Untuk busana putrid terdiri dari :

–          Kain : jenisnya ada yang memakai lancingan (kancut) ada juga yang tanpa kancut.

–          Sabuk : sabuk stagen dan sabuk prada (semacam sabuk stagen yang dihiasi dengan motif-motif prada).

–          Lamak : hiasan penutup badan bagian depan yang dipasang bergantungan dari atas susu hingga diatas lutut.

–          Baju.

–          Gelangkana : hiasan penutup ujung baju pada pergelangan tangan dan ada juga yang dipasang di lengan atas (hanya untuk peran putri raja).

–          Ampok-ampok : hiasan dari kulit yang dipasang di pinggang.

–          Bapang : hiasan pada leher yang dipasang membidang melingkari pundak dan dada.

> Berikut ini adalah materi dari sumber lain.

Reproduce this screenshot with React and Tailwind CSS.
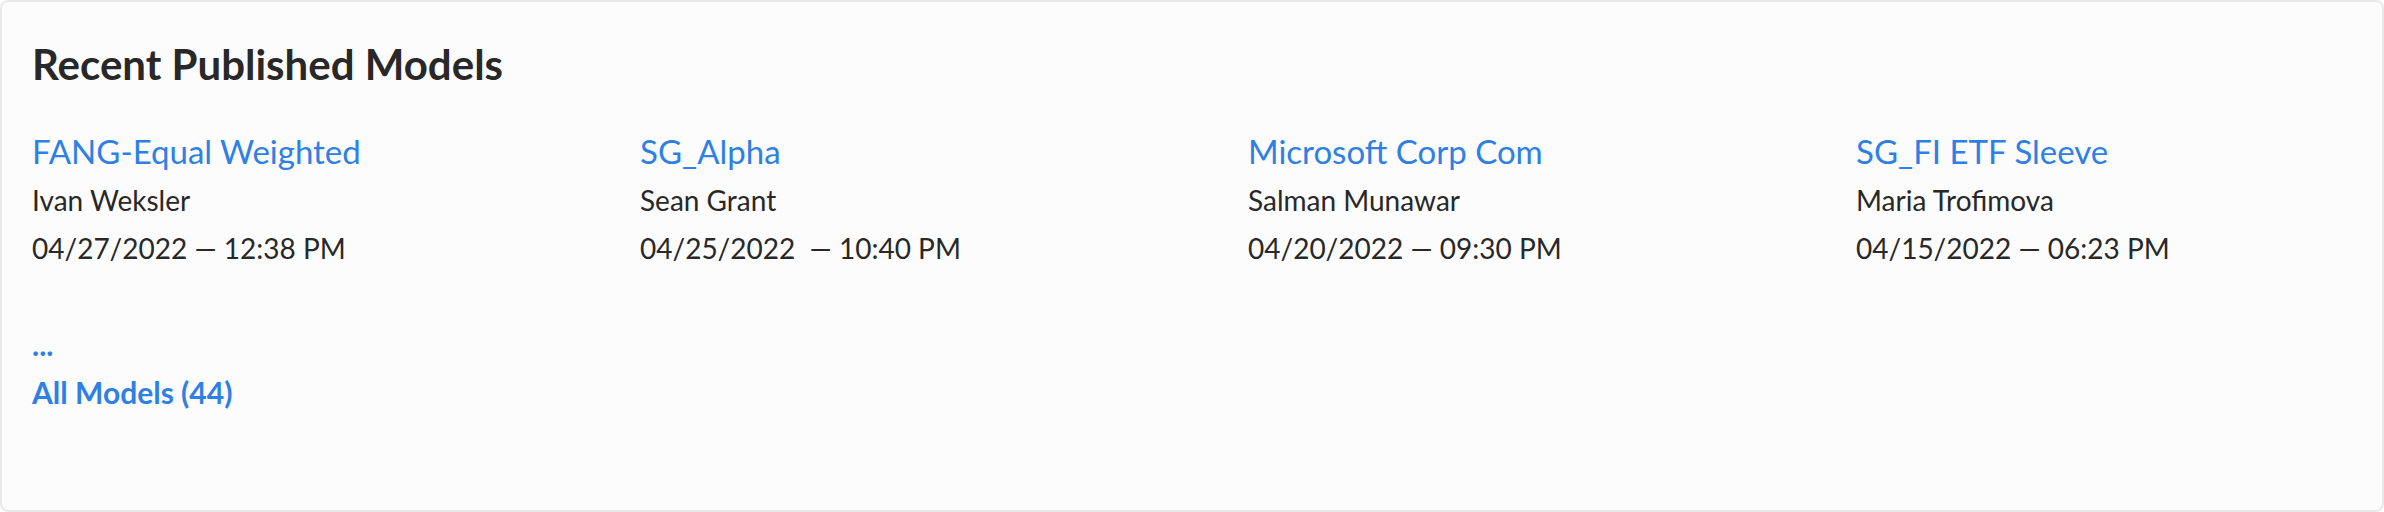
const models = [
  { name: 'FANG-Equal Weighted', author: 'Ivan Weksler', published: '04/27/2022 — 12:38 PM' },
  { name: 'SG_Alpha', author: 'Sean Grant', published: '04/25/2022  — 10:40 PM' },
  { name: 'Microsoft Corp Com', author: 'Salman Munawar', published: '04/20/2022 — 09:30 PM' },
  { name: 'SG_FI ETF Sleeve', author: 'Maria Trofimova', published: '04/15/2022 — 06:23 PM' },
];

function ModelCard({ model }) {
  return (
    <li>
      <h2 className="mb-0.5 text-[33px] leading-[46px]">
        <a href="#model" className="text-[#2f80e4]">{model.name}</a>
      </h2>
      <p>{model.author}</p>
      <p className="whitespace-pre">{model.published}</p>
    </li>
  );
}

export default function App() {
  return (
    <section className="min-h-screen rounded-lg border-2 border-[#eaeaea] bg-[#fcfcfc] px-[30px] pt-8 pb-20 font-['Lato',sans-serif] text-[28px] leading-[48px] text-[#282828]">
      <h1 className="text-[42px] leading-[60px] font-bold">Recent Published Models</h1>
      <ul className="mt-[34px] grid grid-cols-4 gap-28">
        {models.map((model) => (
          <ModelCard key={model.name} model={model} />
        ))}
      </ul>
      <nav aria-label="More models" className="mt-12 flex flex-col items-start text-[30px] font-bold text-[#2f80e4]">
        <a href="#more" className="leading-[48px]">...</a>
        <a href="#all" className="leading-[48px]">All Models (44)</a>
      </nav>
    </section>
  );
}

Disamping busana diatas, baik peran putra maupun putrid masing-masing mengenakan hiasan kepala yang berupa udeng-udengan (destar) untuk para punakawan dan hiasan kepala berupa gelungan untuk peran-peran lainnya.

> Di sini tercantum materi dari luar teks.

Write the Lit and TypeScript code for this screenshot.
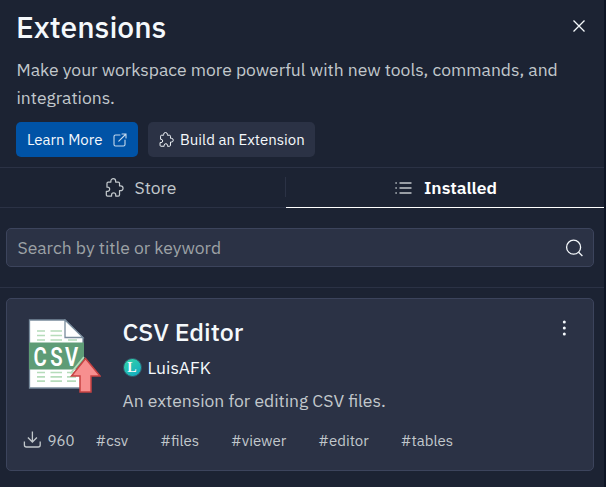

Jenis-jenis gelungan yang dipergunakan dalam Pagambuhan dan Patih – Rangga :

–          Gelungan Jajempongan dikenakan oleh Kadean-kadean.

–          Gelungan Papudakan : dikenakan oleh Putri dan Kakan-kakan. Untuk Kakan-kakan bentuk papudakannya lebih kecil.

–          Gelungan Papusungan : dikenakan  oleh condong.

–          Gelungan lengar dan Sobrat masing-masing dikenakan oleh Demang dan Tumenggung.